- Promotional release poster
- Directed by: Tony Kandah; Martin Morris;
- Screenplay by: Addison Randall; Tony Kandah;
- Starring: Vince Murdocco; Mary E. Zilba; A. J. Stephans; Johnny Venokur; Rodrigo Obregón; David Jean Thomas; Kerri Kasem; Sam Sabbagh;
- Release date: 1994;
- Running time: 94 minutes
- Country: United States
- Language: English

= L.A. Wars =

1994 American action film

L.A. Wars is a 1994 American action film directed by Tony Kandah and Martin Morris. It stars Vince Murdocco as a disgraced former officer of the Los Angeles Police Department who becomes involved in a conflict between two rival crime syndicates.

==Cast==
- Vince Murdocco as Jaquinn
- Mary E. Zilba as Carla Giovani
- A. J. Stephans as Carlo Giovani
- Johnny Venokur as Vinnie Scoletti
- Rodrigo Obregón as Raul Guzman
- David Jean Thomas as Capt. Roark
- Kerri Kasem as Rosa
- Sam Sabbagh as Vick

==Reception==
A reviewer for the New York Daily News gave the film a score of two stars, noting that the "invincible heroics" of Murdocco's character "grow irritating", but commending the performances of Obregón and Venokur.

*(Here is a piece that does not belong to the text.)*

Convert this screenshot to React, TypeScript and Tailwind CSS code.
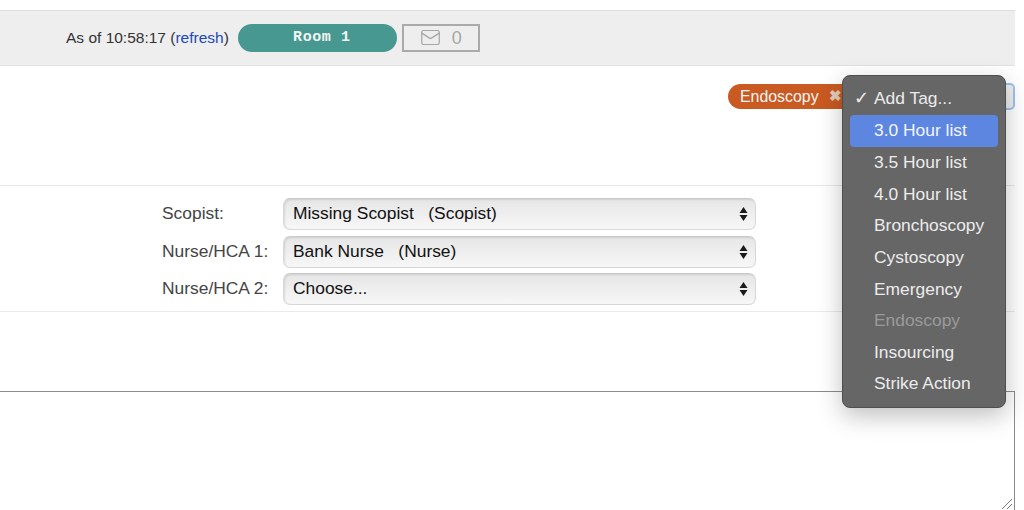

Brian Orndorf, in a retrospective review of the film for Blu-ray.com, wrote that it "[finds] success when it stops trying to be anything more than a VHS-ready bruiser that loves to shoot up characters and burn everything else to the ground."

==Home media==
L.A. Wars first received a home video release in June 1994. In May 2020, the film was released on Blu-ray and DVD by Vinegar Syndrome.